Recently, I’ve picked up a whole legion of new fans of my blog.

Now, I know that neither my writing nor my life has got any more interesting, so I was puzzled over how I’d suddenly doubled my audience. Call me cynical, but my first thought was SPAM or scam.

So I had a little peek at my new followers’ profiles. And I found that they all had something in common. Not only were they now part of my flock, but they were also followers of A.W.O.L.

AWOL stands for Another Way of Life. It is part of the Empower Network, which claims to give people the tools and insider knowledge to be able to make money from blogging.

According to the blog of one of my new follower, Anna Linnehan’s, under the heading:

How To Create An Income Online ANYWHERE!

Most people don’t realize it. But there are an abundance of opportunities to create an income online ANYWHERE. An income that can completely pay for whatever lifestyle you choose, …

That all sounds very lovely. And very “empowering”. But c’mon people.  Let’s get something straight here.

Online income vs an online business

Anyone (in theory) can create an online income.  Whack up a basic website, scrape some generic, attention-grabbing, utter dross content (Lose 5lb of belly fat in 5 minutes with Amazing New Hollywood Diet), stick on some affiliate marketing buttons and a load of Google AdSense adverts…

And hey presto.  Watch those pennies roll in.  Very slowly.  If you’re lucky, you might make a few quid a month.  That’s an online income.  Not sure what lifestyle it is that you’ll be choosing off the back of this income, but I guess your buddies at AWOL will help you figure it out.

An online business, however, requires a bit more than that.  Trust me.  I’m on it like a car bonnet, but it’s a tough one to crack.

So what’s the deal?

I did a quick Google search under “Empower Network Scam” (lucky guess) and learned that it’s run by a couple of Dave’s, who, allegedly, have taken their own advice and gone totally AWOL – living in the kind of jurisdiction that Edward Snowdon’s looking for.

Ancient Egypt has nothing on these guys.  For anyone who hasn’t sussed it yet.  This is a Ponzi.  With a capital Ponz.

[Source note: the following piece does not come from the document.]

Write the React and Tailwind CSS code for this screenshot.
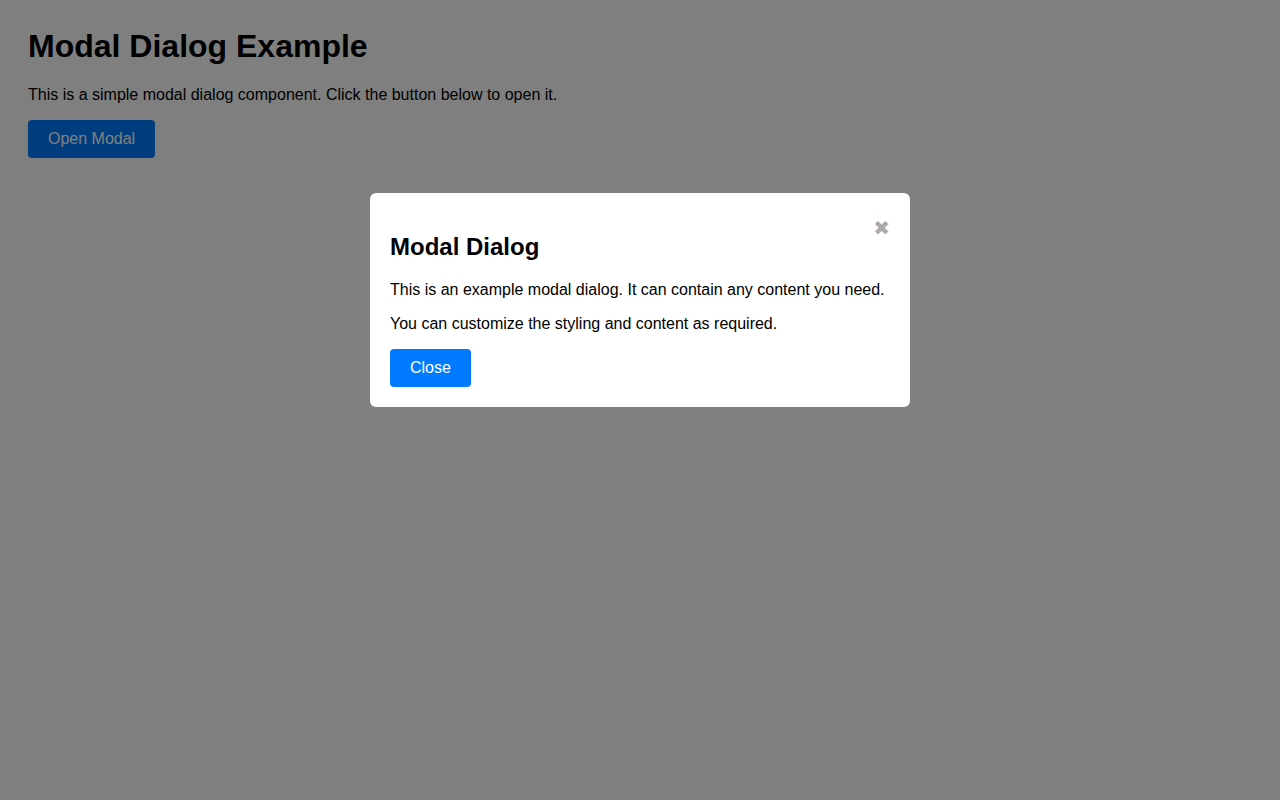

It’s actually pretty clever.  You see, what they claim to be selling is access to a blogging platform and combined internet marketing clout.  Higher rankings in search engines.  Increased traffic to your blog.  Easy ways to monetize. Em-Po-Wer.

money for nothing…

What they are actually selling is nothing.  Well, nearly nothing.  For upwards of $25/month ($100/month for the “Inner Circle”), you get your very own EN affiliated blog, hosted on their platform.  It’s called empower-network-something-or-other.  The significance of this will become clearer.

What’s less clear is why anyone would pay $25/month for a blog when the rest of the world is blogging for free on WordPress or Tumblr or the like.  But each to their own.

Now here’s the clever bit.  Pay attention.  When you join Empower Network, you are let into the secret that the way to make money from the internet is by…wait for it…promoting and reselling Empower Network.  Hold the fanfare.

If you look at the content of member blogs, you’ll notice a couple of things.  Firstly, there’s very little in the way of content.  A few pages.  All with titles like “Make Money Online!”, “Flog Your Blog!” and “Just Give Me Some Money!”.

Secondly, all of the content is about A.W.O.L. and Empower Network.  All links are effectively affiliate buttons.  They take you to the EN sign-up page.  And if you, too, become Empowered, the owner of the blog that referred you gets paid a commission.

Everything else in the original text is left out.